If consultants start recommending exposure to bitcoin to their clients, the result would be extremely bullish.
In the institutional world, consultants are the guardians of capital.
The institutional perspective on bitcoin is changing.
StepStone, an investment consulting firm, published a report analyzing the role of bitcoin (BTC) as a store of value and safe-haven asset, highlighting its strong performance and growing adoption among institutional investors.
The report, titled 'The Turning Point of Cryptocurrencies: From Speculation to Real-World Adoption,' does not issue a direct recommendation on BTC, but the tone of the analysis suggests that it should be considered in investment portfolio diversification strategies.
This reflects that the institutional perspective is beginning to change, which could result in large volumes of money starting to flow into bitcoin.
According to the firm advising on approximately 700 billion dollars in total capital, the digital asset industry 'has left its speculative phase behind' and is entering a stage of synergy, where institutional adoption and regulatory clarity will be key to its growth.
The consulting firm compares this moment to the transition of the Internet from dial-up access to broadband: a technical shift that enables real and massive applications.
Among the signs of maturity, the report mentions the approval of spot exchange-traded funds (ETFs) for BTC and ether (ETH), the native currency of the Ethereum ecosystem.

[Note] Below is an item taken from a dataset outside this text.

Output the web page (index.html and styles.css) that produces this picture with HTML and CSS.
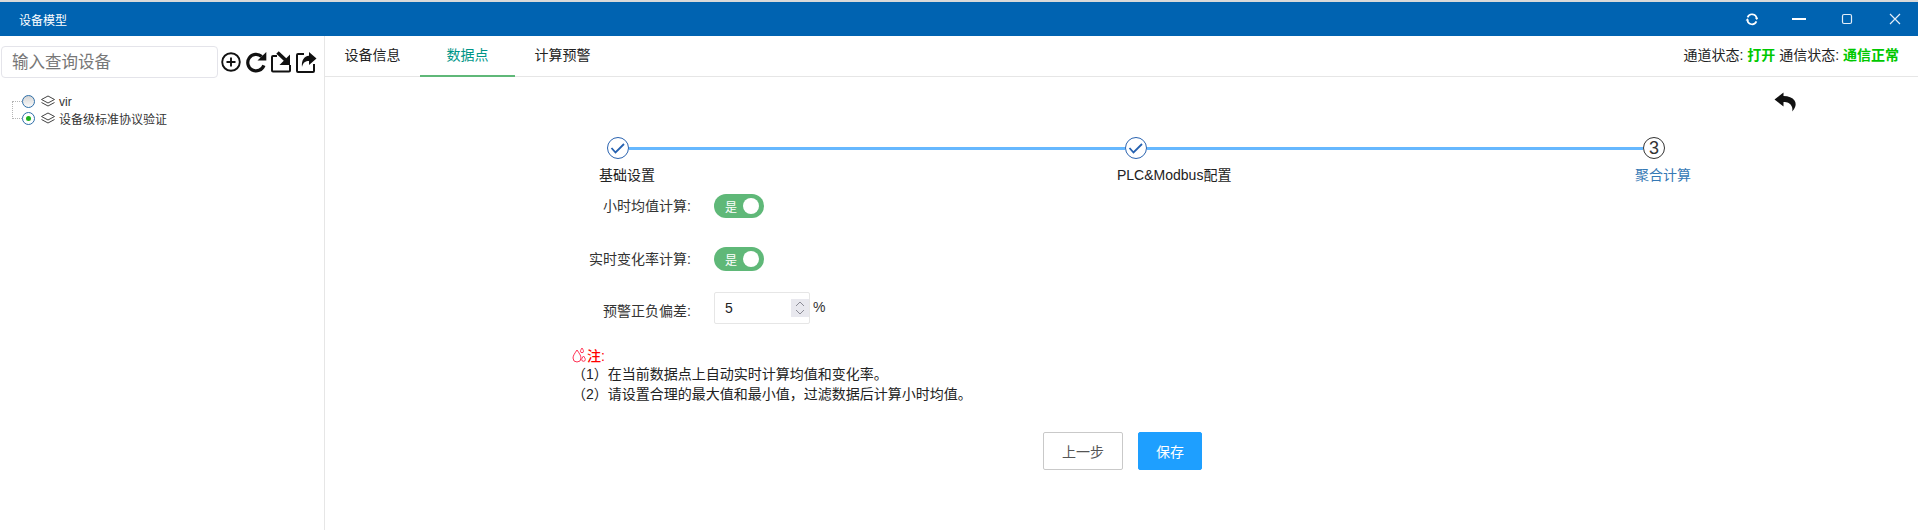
FILE: index.html
```html
<!DOCTYPE html>
<html lang="zh">
<head>
<meta charset="utf-8">
<title>设备模型</title>
<link rel="stylesheet" href="styles.css">
</head>
<body>
<header class="titlebar">
  <span class="title">设备模型</span>
  <div class="win-controls">
    <svg class="win-icon" viewBox="0 0 14 14"><path d="M3.600 5.400A4.700 4.700 0 0 1 12.700 6.400" fill="none" stroke="#fff" stroke-width="1.700"/><path d="M12.400 9.400A4.700 4.700 0 0 1 3.400 8.200" fill="none" stroke="#fff" stroke-width="1.700"/><path d="M10.900 5.800h3.600L12.700 8zM1.600 8.400h3.600L3.400 6.200z" fill="#fff"/></svg>
    <svg class="win-icon" viewBox="0 0 14 14"><path d="M0 7h14" stroke="#fff" stroke-width="2"/></svg>
    <svg class="win-icon" viewBox="0 0 14 14"><rect x="2.500" y="2.500" width="9" height="9" rx="1.500" fill="none" stroke="#e4eef8" stroke-width="1.200"/></svg>
    <svg class="win-icon" viewBox="0 0 14 14"><path d="M2 2l10 10M12 2L2 12" stroke="#e4eef8" stroke-width="1.200"/></svg>
  </div>
</header>
<div class="layout">
  <aside class="sidebar">
    <div class="search-row">
      <input class="search" type="text" placeholder="输入查询设备">
      <div class="tools">
        <svg class="tool" viewBox="0 0 22 22"><circle cx="11" cy="11" r="8.800" fill="none" stroke="#111" stroke-width="1.900"/><path d="M6.500 11h9M11 6.500v9" stroke="#111" stroke-width="1.900"/></svg>
        <svg class="tool" viewBox="0 0 22 22"><path d="M18.900 14.400A8.300 8.300 0 1 1 16.700 5.500" fill="none" stroke="#111" stroke-width="3.200"/><path d="M12.500 9.500h8.800V1z" fill="#111"/></svg>
        <svg class="tool" viewBox="0 0 22 22"><path d="M7 5H3a1 1 0 0 0-1 1v13.500a1 1 0 0 0 1 1h16a1 1 0 0 0 1-1V14" fill="none" stroke="#111" stroke-width="2"/><path d="M7.500 1.500l8 7.500" fill="none" stroke="#111" stroke-width="3.600"/><path d="M20 3.500V14H9.500z" fill="#111"/></svg>
        <svg class="tool" viewBox="0 0 22 22"><path d="M9 3H3a1 1 0 0 0-1 1v16a1 1 0 0 0 1 1h15a1 1 0 0 0 1-1v-7" fill="none" stroke="#111" stroke-width="2"/><path d="M14 1l7.500 6.500-7.500 6.500v-4C10.500 10 8 11.500 7 16 6.200 10 9 5 14 4.800z" fill="#111"/></svg>
      </div>
    </div>
    <ul class="tree">
      <li class="node node-first">
        <span class="radio"></span>
        <svg class="layers" viewBox="0 0 16 14"><path d="M8 1l6.500 3.500L8 8 1.500 4.500z" fill="none" stroke="#444" stroke-width="1"/><path d="M1.500 7.500L8 11l6.500-3.500" fill="none" stroke="#444" stroke-width="1"/></svg>
        <span>vir</span>
      </li>
      <li class="node">
        <span class="radio radio-on"></span>
        <svg class="layers" viewBox="0 0 16 14"><path d="M8 1l6.500 3.500L8 8 1.500 4.500z" fill="none" stroke="#444" stroke-width="1"/><path d="M1.500 7.500L8 11l6.500-3.500" fill="none" stroke="#444" stroke-width="1"/></svg>
        <span>设备级标准协议验证</span>
      </li>
    </ul>
  </aside>
  <main class="main">
    <nav class="tabs">
      <a class="tab">设备信息</a>
      <a class="tab tab-active">数据点</a>
      <a class="tab">计算预警</a>
      <div class="status">通道状态: <b class="ok">打开</b> 通信状态: <b class="ok">通信正常</b></div>
    </nav>
    <section class="content">
      <div class="back-row">
        <svg class="back" viewBox="0 0 22 20"><path d="M9.500 0.500L0.500 7.500l9 7V10c4 0 7 1 8.500 5 .5 1.500.5 3 0 4.500 4-4 4.500-8 2.500-11-2-3-6-4.500-11-4.500z" fill="#111"/></svg>
      </div>
      <div class="steps">
        <div class="step step-done">
          <div class="step-head">
            <span class="step-icon"><svg viewBox="1 1 20 20"><path d="M4.500 11l4 4.500L17 7" fill="none" stroke="#2561b0" stroke-width="1.800"/></svg></span>
            <span class="step-line"></span>
          </div>
          <div class="step-title">基础设置</div>
        </div>
        <div class="step step-done">
          <div class="step-head">
            <span class="step-icon"><svg viewBox="1 1 20 20"><path d="M4.500 11l4 4.500L17 7" fill="none" stroke="#2561b0" stroke-width="1.800"/></svg></span>
            <span class="step-line"></span>
          </div>
          <div class="step-title">PLC&amp;Modbus配置</div>
        </div>
        <div class="step step-last">
          <div class="step-head">
            <span class="step-icon step-icon-num">3</span>
          </div>
          <div class="step-title step-title-cur">聚合计算</div>
        </div>
      </div>
      <form class="form">
        <div class="form-row row-switch">
          <label class="form-label">小时均值计算:</label>
          <span class="switch"><span class="switch-text">是</span><span class="knob"></span></span>
        </div>
        <div class="form-row row-switch">
          <label class="form-label">实时变化率计算:</label>
          <span class="switch"><span class="switch-text">是</span><span class="knob"></span></span>
        </div>
        <div class="form-row row-number">
          <label class="form-label form-label-low">预警正负偏差:</label>
          <span class="number">
            <span class="number-value">5</span>
            <span class="spinner"><svg viewBox="0 0 18 18"><path d="M5 7l4-4 4 4M5 11l4 4 4-4" fill="none" stroke="#8c8c96" stroke-width="1"/></svg></span>
          </span>
          <span class="unit">%</span>
        </div>
      </form>
      <div class="note">
        <div class="note-head">
          <svg class="drops" viewBox="0 0 15 16"><path d="M5 3C3 6 1 8.500 1 11a4 4 0 0 0 8 0C9 8.500 7 6 5 3z" fill="none" stroke="#f35" stroke-width="1"/><path d="M11.500 9c-1 1.500-1.800 2.500-1.800 3.500a1.800 1.800 0 0 0 3.600 0c0-1-.8-2-1.800-3.500z" fill="none" stroke="#f35" stroke-width="1"/><path d="M10 1C9.200 2.500 8.500 3.200 8.500 4.200a1.500 1.500 0 0 0 3 0C11.500 3.200 10.800 2.500 10 1z" fill="none" stroke="#f35" stroke-width="1"/></svg>
          <span>注:</span>
        </div>
        <p class="note-line">（1）在当前数据点上自动实时计算均值和变化率。</p>
        <p class="note-line">（2）请设置合理的最大值和最小值，过滤数据后计算小时均值。</p>
      </div>
      <div class="actions">
        <button class="btn" type="button">上一步</button>
        <button class="btn btn-primary" type="button">保存</button>
      </div>
    </section>
  </main>
</div>
</body>
</html>
```
FILE: styles.css
```css
* { box-sizing: border-box; }
html, body { margin: 0; padding: 0; height: 100%; }
body {
  width: 1918px;
  height: 530px;
  overflow: hidden;
  background: #fff;
  font-family: "Liberation Sans", "Noto Sans CJK SC", sans-serif;
  color: #222;
  display: flex;
  flex-direction: column;
}
.titlebar {
  height: 36px;
  border-top: 2px solid #d9d9d9;
  background: #0063b1;
  color: #fff;
  display: flex;
  align-items: center;
  justify-content: space-between;
  padding-left: 19px;
  font-size: 12px;
  flex: none;
}
.win-controls { display: flex; align-items: center; padding-right: 16px; gap: 34px; }
.win-icon { width: 14px; height: 14px; display: block; }
.layout { flex: 1; display: flex; min-height: 0; }
.sidebar { width: 325px; border-right: 1px solid #e6e6e6; flex: none; padding: 10px 0 0 1px; }
.search-row { display: flex; align-items: center; }
.search {
  width: 217px; height: 32px; border: 1px solid #e4e4ea; border-radius: 4px;
  padding: 0 10px; font: 16.500px "Liberation Sans", "Noto Sans CJK SC", sans-serif; outline: none;
}
.search::placeholder { color: #777; }
.tools { display: flex; margin-left: 2px; gap: 3px; }
.tool { width: 22px; height: 22px; display: block; }
.tree { list-style: none; margin: 15px 0 0 11px; padding: 0; font-size: 12px; color: #333; }
.node { height: 17px; display: flex; align-items: center; position: relative; }
.node::before { content: ""; width: 10px; border-top: 1px dotted #b5b5b5; flex: none; }
.node-first::after {
  content: ""; position: absolute; left: 0; top: 8px; height: 18px; border-left: 1px dotted #b5b5b5;
}
.radio {
  width: 13px; height: 13px; border-radius: 50%; border: 1.500px solid #2d6ea8;
  background: linear-gradient(#d5d5d5, #fafafa); flex: none;
  display: flex; align-items: center; justify-content: center;
}
.radio-on { background: #fff; }
.radio-on::after { content: ""; width: 5px; height: 5px; border-radius: 50%; background: #1eb01e; }
.layers { width: 16px; height: 14px; margin: 0 3px 0 5px; flex: none; }
.main { flex: 1; min-width: 0; display: flex; flex-direction: column; }
.tabs {
  height: 41px; border-bottom: 1px solid #e6e6e6; display: flex; align-items: stretch; font-size: 14px; color: #222; flex: none;
}
.tab { width: 95px; text-align: center; line-height: 38px; height: 41px; }
.tab-active { color: #009688; border-bottom: 2px solid #5fb878; }
.status { margin-left: auto; font-size: 14px; line-height: 39px; padding-right: 19px; white-space: nowrap; }
.ok { color: #00c800; font-weight: bold; }
.content { flex: 1; }
.back-row { display: flex; justify-content: flex-end; padding: 15px 122px 0 0; height: 35px; margin-bottom: 25px; }
.back { width: 22px; height: 20px; display: block; }
.steps { display: flex; margin-left: 274px; }
.step { width: 518px; flex: none; }
.step-last { width: 60px; }
.step-head { display: flex; align-items: center; padding-left: 8px; height: 22px; }
.step-icon {
  width: 22px; height: 22px; border-radius: 50%; border: 1px solid #2a63b0; flex: none; display: block; background: #fff;
}
.step-icon svg { display: block; width: 20px; height: 20px; }
.step-icon-num {
  border-color: #333; color: #333; font-size: 18px; text-align: center; line-height: 20px;
}
.step-line { flex: 1; height: 3px; margin: 1px -8px 0 0; background: #66b8ff; }
.step-title { font-size: 14px; line-height: 20px; margin-top: 6px; color: #222; white-space: nowrap; }
.step-title-cur { color: #3679b5; }
.form { margin-top: 9px; }
.form-row { display: flex; align-items: center; }
.row-switch { height: 24px; margin-bottom: 29px; }
.row-number { height: 32px; margin-top: -8px; }
.form-label { width: 366px; text-align: right; font-size: 14px; margin-right: 23px; color: #333; flex: none; padding-bottom: 2px; }
.form-label-low { padding: 3px 0 0; }
.switch {
  width: 50px; height: 24px; border-radius: 12px; background: #5fb878; display: flex; align-items: center;
  padding: 0 5px 0 11px; color: #fff; font-size: 12px; justify-content: space-between;
}
.knob { width: 16px; height: 16px; border-radius: 50%; background: #fff; }
.number {
  width: 96px; height: 32px; border: 1px solid #e6e6e6; border-radius: 2px; display: flex; align-items: center;
  justify-content: space-between; font-size: 14px; padding-left: 10px;
}
.spinner { width: 18px; height: 18px; background: #e8e8ee; }
.spinner svg { display: block; width: 18px; height: 18px; }
.unit { font-size: 14px; margin-left: 3px; color: #333; margin-top: -2px; }
.note { margin: 21px 0 0 247px; font-size: 14px; color: #222; }
.note-head { color: #f00; display: flex; align-items: center; height: 19px; font-weight: 500; }
.drops { width: 15px; height: 16px; flex: none; }
.note-line { margin: 0; line-height: 20px; height: 20px; }
.actions { display: flex; gap: 15px; margin: 28px 0 0 718px; }
.btn {
  width: 80px; height: 38px; border: 1px solid #c9c9c9; border-radius: 2px; background: #fff; color: #555;
  font: 14px "Liberation Sans", "Noto Sans CJK SC", sans-serif; padding: 0;
}
.btn-primary { width: 64px; background: #1e9fff; border-color: #1e9fff; color: #fff; }
```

'These instruments allow large investors to gain exposure to crypto-assets without the need to acquire them directly, which reduces technical and custody barriers, and opens the door to greater institutional capital allocation to the sector,' the report highlights.
It also emphasizes that 'just as the introduction of gold ETFs in the early 2000s drove institutional demand for the metal, bitcoin ETFs could represent a similar turning point for digital assets.'
To illustrate this, it compares the capital inflow into gold ETFs after their launch with that received by bitcoin in its first year.
While funds backed by metal took years to attract significant volumes, those of BTC raised over 37 billion dollars in just twelve months.